10114. And if there be anything left of the flesh of fillings and of the bread unto the morning. That this signifies spiritual and celestial goods which have not been conjoined for a new state, is evident from the signification of what was "left of the flesh and of the bread," as being that which had not been appropriated; for by "eating" is signified to be appropriated (see n. 10109), thus by that which was not eaten is signified what was not appropriated; from the signification of "flesh," as being good (n. 7850, 9127); from the signification of "fillings," as being receptivity (n. 10076, 10110, hence by "the flesh of fillings" is signified the reception of truth in good, consequently their conjunction, but in this case non-reception and non-conjunction, because what was left of the flesh is meant); from the signification of "bread," as being celestial good, which is inmost good (n. 10077); and from the signification of "morning," as being a new state (n. 8211, 8427). From all this it is evident that by "what was left of the flesh of fillings and of the bread until the morning," are signified spiritual and celestial goods which were not conjoined for a new state. For by "the flesh of the sacrifice" is signified spiritual good, which is the good of charity toward the neighbor; and by the "bread of the sacrifice" is signified celestial good, which is the good of love to the Lord.

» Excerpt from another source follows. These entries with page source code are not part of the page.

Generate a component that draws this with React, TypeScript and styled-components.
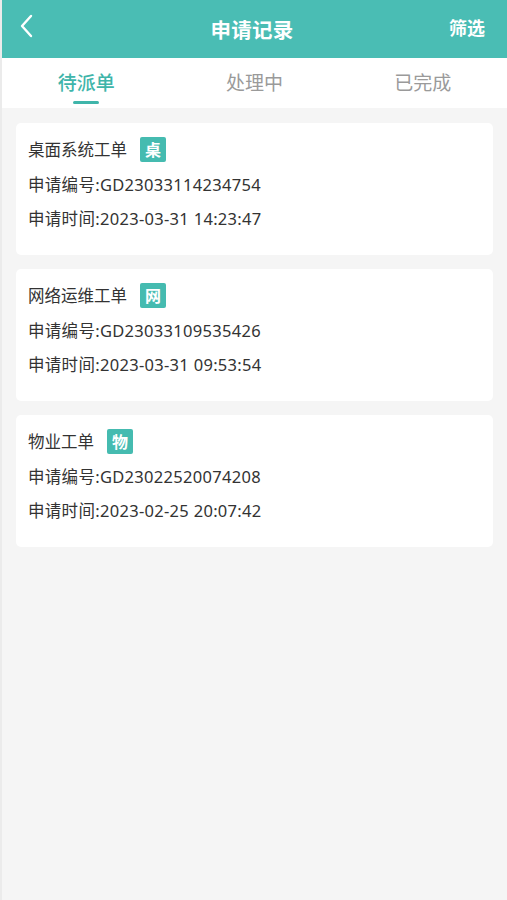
import React from "react";
import styled, { createGlobalStyle } from "styled-components";

const GlobalStyle = createGlobalStyle`
  html, body {
    margin: 0;
    padding: 0;
    background: #f5f5f5;
    font-family: "Noto Sans", "Noto Sans CJK SC", sans-serif;
  }
`;

const Page = styled.div`
  min-height: 900px;
  background: #f5f5f5;
  border-left: 2px solid #ebebeb;
`;

const Header = styled.div`
  height: 58px;
  background: #4abdb4;
  display: flex;
  align-items: center;
  justify-content: space-between;
  padding: 0 22px 0 17px;
  box-sizing: border-box;
`;

const BackBtn = styled.div`
  width: 44px;
  display: flex;
  align-items: center;
  margin-top: -6px;
`;

const Title = styled.div`
  color: #fff;
  font-size: 20.5px;
  font-weight: 700;
  letter-spacing: 0.3px;
`;

const Filter = styled.div`
  width: 44px;
  text-align: right;
  color: #fff;
  font-size: 18px;
  font-weight: 700;
  margin-top: -4px;
`;

const Tabs = styled.div`
  height: 50px;
  background: #fff;
  display: grid;
  grid-template-columns: repeat(3, 1fr);
`;

const Tab = styled.div<{ $active?: boolean }>`
  position: relative;
  display: flex;
  justify-content: center;
  align-items: center;
  padding-bottom: 2px;
  font-size: 19px;
  color: ${({ $active }) => ($active ? "#3fb5aa" : "#9a9a9a")};
  font-weight: ${({ $active }) => ($active ? 500 : 400)};
  &::after {
    content: "";
    display: ${({ $active }) => ($active ? "block" : "none")};
    position: absolute;
    bottom: 4px;
    left: 50%;
    transform: translateX(-50%);
    width: 26px;
    height: 3px;
    border-radius: 2px;
    background: #3fb5aa;
  }
`;

const List = styled.div`
  display: flex;
  flex-direction: column;
  gap: 14px;
  padding: 15px 14px 0 14px;
`;

const Card = styled.div`
  background: #fff;
  border-radius: 5px;
  padding: 13px 12px 25px;
`;

const TitleRow = styled.div`
  display: flex;
  align-items: center;
  height: 26px;
  gap: 13px;
  font-size: 16.5px;
  color: #333;
`;

const Badge = styled.span`
  width: 26px;
  height: 25px;
  border-radius: 2px;
  background: #45bbb0;
  color: #fff;
  font-size: 16px;
  font-weight: 700;
  display: flex;
  align-items: center;
  justify-content: center;
`;

const Line = styled.div`
  margin-top: 12px;
  line-height: 22px;
  font-size: 16.5px;
  letter-spacing: 0.3px;
  color: #333;
`;

const orders = [
  { type: "桌面系统工单", tag: "桌", no: "GD23033114234754", time: "2023-03-31 14:23:47" },
  { type: "网络运维工单", tag: "网", no: "GD23033109535426", time: "2023-03-31 09:53:54" },
  { type: "物业工单", tag: "物", no: "GD23022520074208", time: "2023-02-25 20:07:42" },
];

export default function App() {
  return (
    <Page>
      <GlobalStyle />
      <Header>
        <BackBtn>
          <svg width="14" height="24" viewBox="0 0 14 24" fill="none">
            <path d="M12 2 L3 12 L12 22" stroke="#fff" strokeWidth="2.4" strokeLinecap="round" strokeLinejoin="round" />
          </svg>
        </BackBtn>
        <Title>申请记录</Title>
        <Filter>筛选</Filter>
      </Header>
      <Tabs>
        <Tab $active>待派单</Tab>
        <Tab>处理中</Tab>
        <Tab>已完成</Tab>
      </Tabs>
      <List>
        {orders.map((o) => (
          <Card key={o.no}>
            <TitleRow>
              {o.type}
              <Badge>{o.tag}</Badge>
            </TitleRow>
            <Line>申请编号:{o.no}</Line>
            <Line>申请时间:{o.time}</Line>
          </Card>
        ))}
      </List>
    </Page>
  );
}
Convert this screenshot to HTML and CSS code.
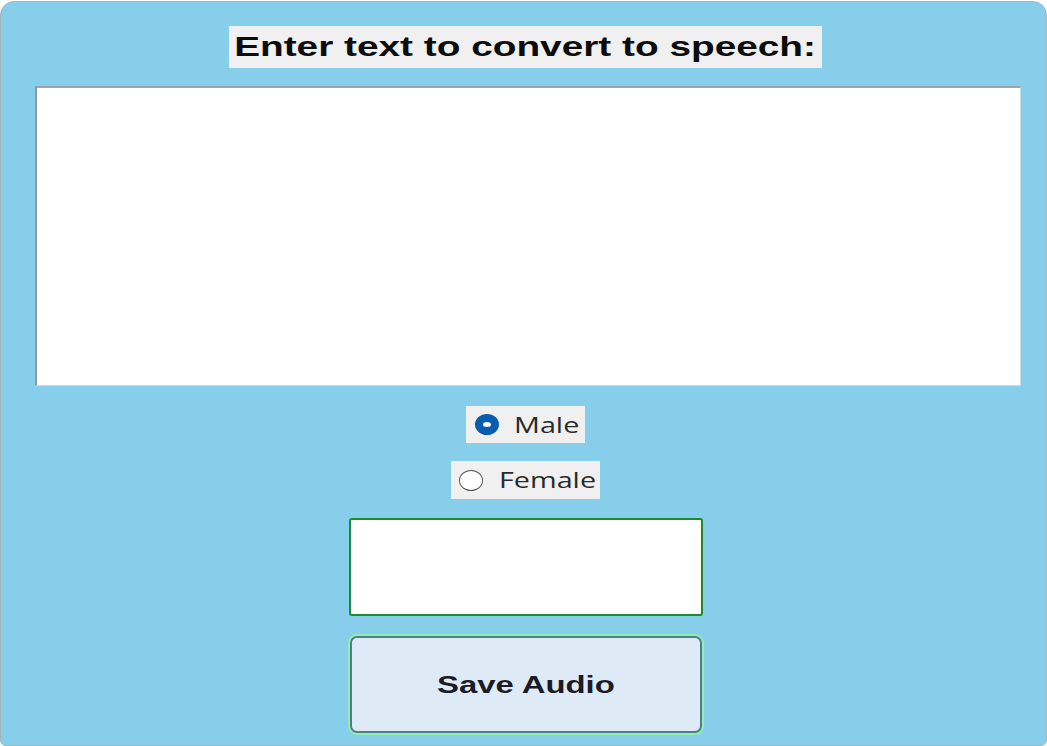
FILE: index.html
```html
<!DOCTYPE html>
<html>
<head>
<meta charset="utf-8">
<link rel="stylesheet" href="styles.css">
</head>
<body>
<div class="panel">
  <div class="title"><span class="wide">Enter text to convert to speech:</span></div>
  <textarea class="input"></textarea>
  <label class="radio radio-male"><span class="dot dot-on"></span><span class="wide rtext">Male</span></label>
  <label class="radio radio-female"><span class="dot"></span><span class="wide rtext">Female</span></label>
  <div class="player"></div>
  <button class="save"><span class="wide">Save Audio</span></button>
</div>
</body>
</html>
```
FILE: styles.css
```css
html, body { margin: 0; padding: 0; background: #ffffff; }
body { width: 1047px; height: 746px; overflow: hidden; }
.panel {
  box-sizing: border-box;
  margin-top: 1px;
  width: 1047px;
  height: 745px;
  background: #87ceeb;
  border: 1px solid #a3b6bf;
  border-radius: 14px 14px 6px 6px;
  display: flex;
  flex-direction: column;
  align-items: center;
  padding-top: 24px;
  padding-left: 4px;
}
.wide {
  display: inline-block;
  transform: scaleX(1.37);
  transform-origin: center;
  white-space: nowrap;
}
.title {
  width: 593px;
  height: 42px;
  background: #f0f0f0;
  font-family: "Liberation Sans", Arial, sans-serif;
  font-weight: bold;
  font-size: 28px;
  line-height: 42px;
  text-align: center;
  color: #0c0c0c;
}
.title .wide { transform: scaleX(1.385); }
.input {
  box-sizing: border-box;
  margin-top: 18px;
  margin-left: 4px;
  width: 986px;
  height: 300px;
  background: #ffffff;
  border-style: solid;
  border-width: 2px 1px 1px 2px;
  border-color: #9aa4a8 #c8dde6 #c8dde6 #8f9a9e;
  resize: none;
  outline: none;
  padding: 4px;
}
.radio {
  box-sizing: border-box;
  background: #f0f0f0;
  display: flex;
  align-items: center;
  font-family: "Open Sans", "Noto Sans", sans-serif;
  font-size: 21px;
  color: #2a2a2a;
}
.radio-male { margin-top: 20px; width: 119px; height: 37px; padding-left: 9px; }
.radio-female { margin-top: 18px; width: 149px; height: 38px; padding-left: 8px; }
.dot {
  box-sizing: border-box;
  width: 24px;
  height: 21px;
  border-radius: 50%;
  border: 1.5px solid #555555;
  background: #ffffff;
  flex: none;
}
.dot-on {
  border: 8px solid #0a5cb0;
  background: #ffffff;
}
.rtext { transform-origin: left center; }
.radio-male .rtext { margin-left: 15px; }
.radio-female .rtext { margin-left: 16px; }
.player {
  box-sizing: border-box;
  margin-top: 19px;
  width: 354px;
  height: 98px;
  background: #ffffff;
  border: 2px solid #1e8a2c;
  border-radius: 3px;
}
.save {
  box-sizing: border-box;
  margin-top: 20px;
  width: 352px;
  height: 97px;
  background: #deebf7;
  border: 2px solid #4f7f8c;
  border-radius: 7px;
  box-shadow: 0 0 0 2px #8ff0b0;
  font-family: "Liberation Sans", Arial, sans-serif;
  font-weight: bold;
  font-size: 24px;
  color: #1c1c28;
  padding: 0;
}
```
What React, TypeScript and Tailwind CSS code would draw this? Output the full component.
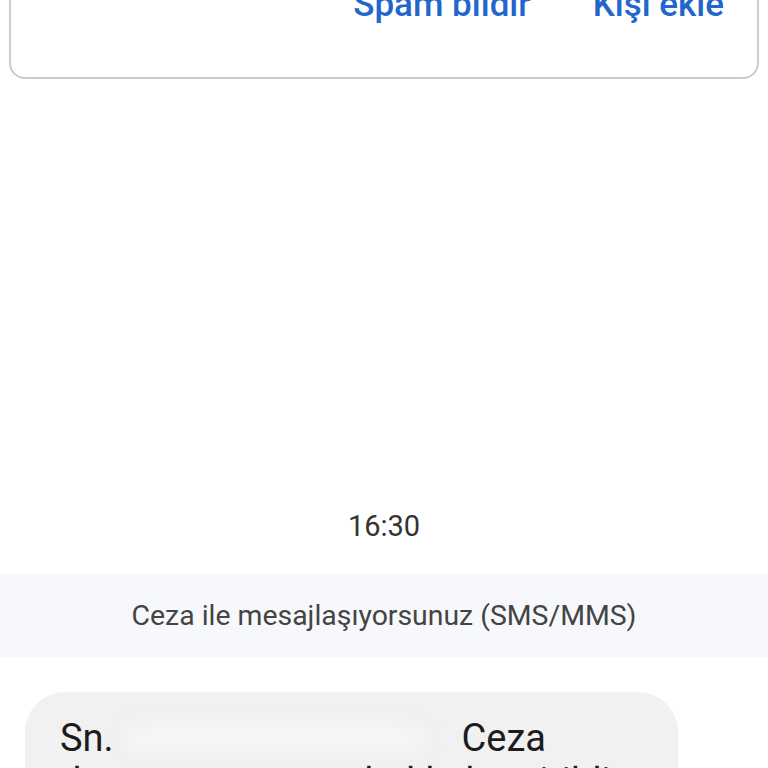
export default function App() {
  return (
    <div
      className="w-[768px] h-[768px] overflow-hidden bg-white"
      style={{ fontFamily: "Roboto, 'Noto Sans', sans-serif" }}
    >
      {/* Unknown sender card (top cut off) */}
      <div className="mx-[9px] -mt-[60px] pt-[43px] pb-[52px] pr-[33px] border-2 border-[#cbcbcb] rounded-[16px] flex justify-end gap-[62px]">
        <span className="text-[35px] leading-[40px] font-medium text-[#2366cb]">Spam bildir</span>
        <span className="text-[35px] leading-[40px] font-medium text-[#2366cb]">Kişi ekle</span>
      </div>

      {/* Timestamp */}
      <div className="mt-[429px] text-center text-[29px] leading-[36px] text-[#333333]">16:30</div>

      {/* Conversation info band */}
      <div className="mt-[30px] h-[83px] pt-[2px] bg-[#f7f8fb] flex items-center justify-center">
        <span className="text-[28.4px] text-[#444444]">Ceza ile mesajlaşıyorsunuz (SMS/MMS)</span>
      </div>

      {/* Incoming message bubble */}
      <div className="mt-[35px] ml-[25px] w-[653px] rounded-[40px] bg-[#f1f1f1] pl-[35px] pr-[30px] pt-[24px] pb-[24px] text-[38px] leading-[44px] text-[#1c1c1c]">
        <div className="flex">
          <span>Sn.</span>
          <span className="w-[300px] mx-[10px] my-[10px] rounded-full bg-[#f6f6f6] blur-sm" />
          <span className="ml-[28px]">Ceza</span>
        </div>
        <div className="flex">
          <span>d</span>
          <span className="ml-[250px]">tahakkuk ettirildi</span>
        </div>
      </div>
    </div>
  );
}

 What is further meant by not being conjoined for a new state, must be told in a few words. A new state is every state of the conjunction of good and truth which exists when the man who is being regenerated acts from good, thus from the affection which is of love, and not as before from truth, or from mere obedience. There is also a new state when they who are in heaven are in the good of love, which state is there called morning, for the states of love and of faith vary there, like noon, evening, twilight, and morning on earth. And there is also a new state when an old church is ceasing, and a new one is beginning. All these new states in the Word are signified by "morning," and each of them has been described in the explications of Genesis and Exodus throughout. The like things are signified by the law that nothing should be left of the flesh of the passover until the morning, and that the residue of it should be burned with fire (Exod. 12:10); also by the law that the fat of the feast should not be kept all night until the morning (Exod. 23:18).
 Like things are also signified by the law that the residue of the flesh of the eucharistic sacrifice should be eaten also on the following day, but should be burned on the third day (Lev. 7:16-18; 19:6, 7); by the "third day" is also signified a new state (n. 4901, 5123, 5159). This was so granted because the eucharistic sacrifices were votive and voluntary sacrifices, not so much for the sake of purification and sanctification as the rest; but that they might eat together in the holy place, and testify joy of heart from Divine worship; and these banquets, which they called holy, gave them more gladness than all other worship. Similar things are also signified by the law respecting the manna, that they should not leave anything of it until the morning, of which it is thus written in Moses:
Moses said, Let no man leave of the manna till the morning. But they did not obey Moses; for they made a residue of it until the morning, and it bred worms and became putrid (Exod. 16:19, 20).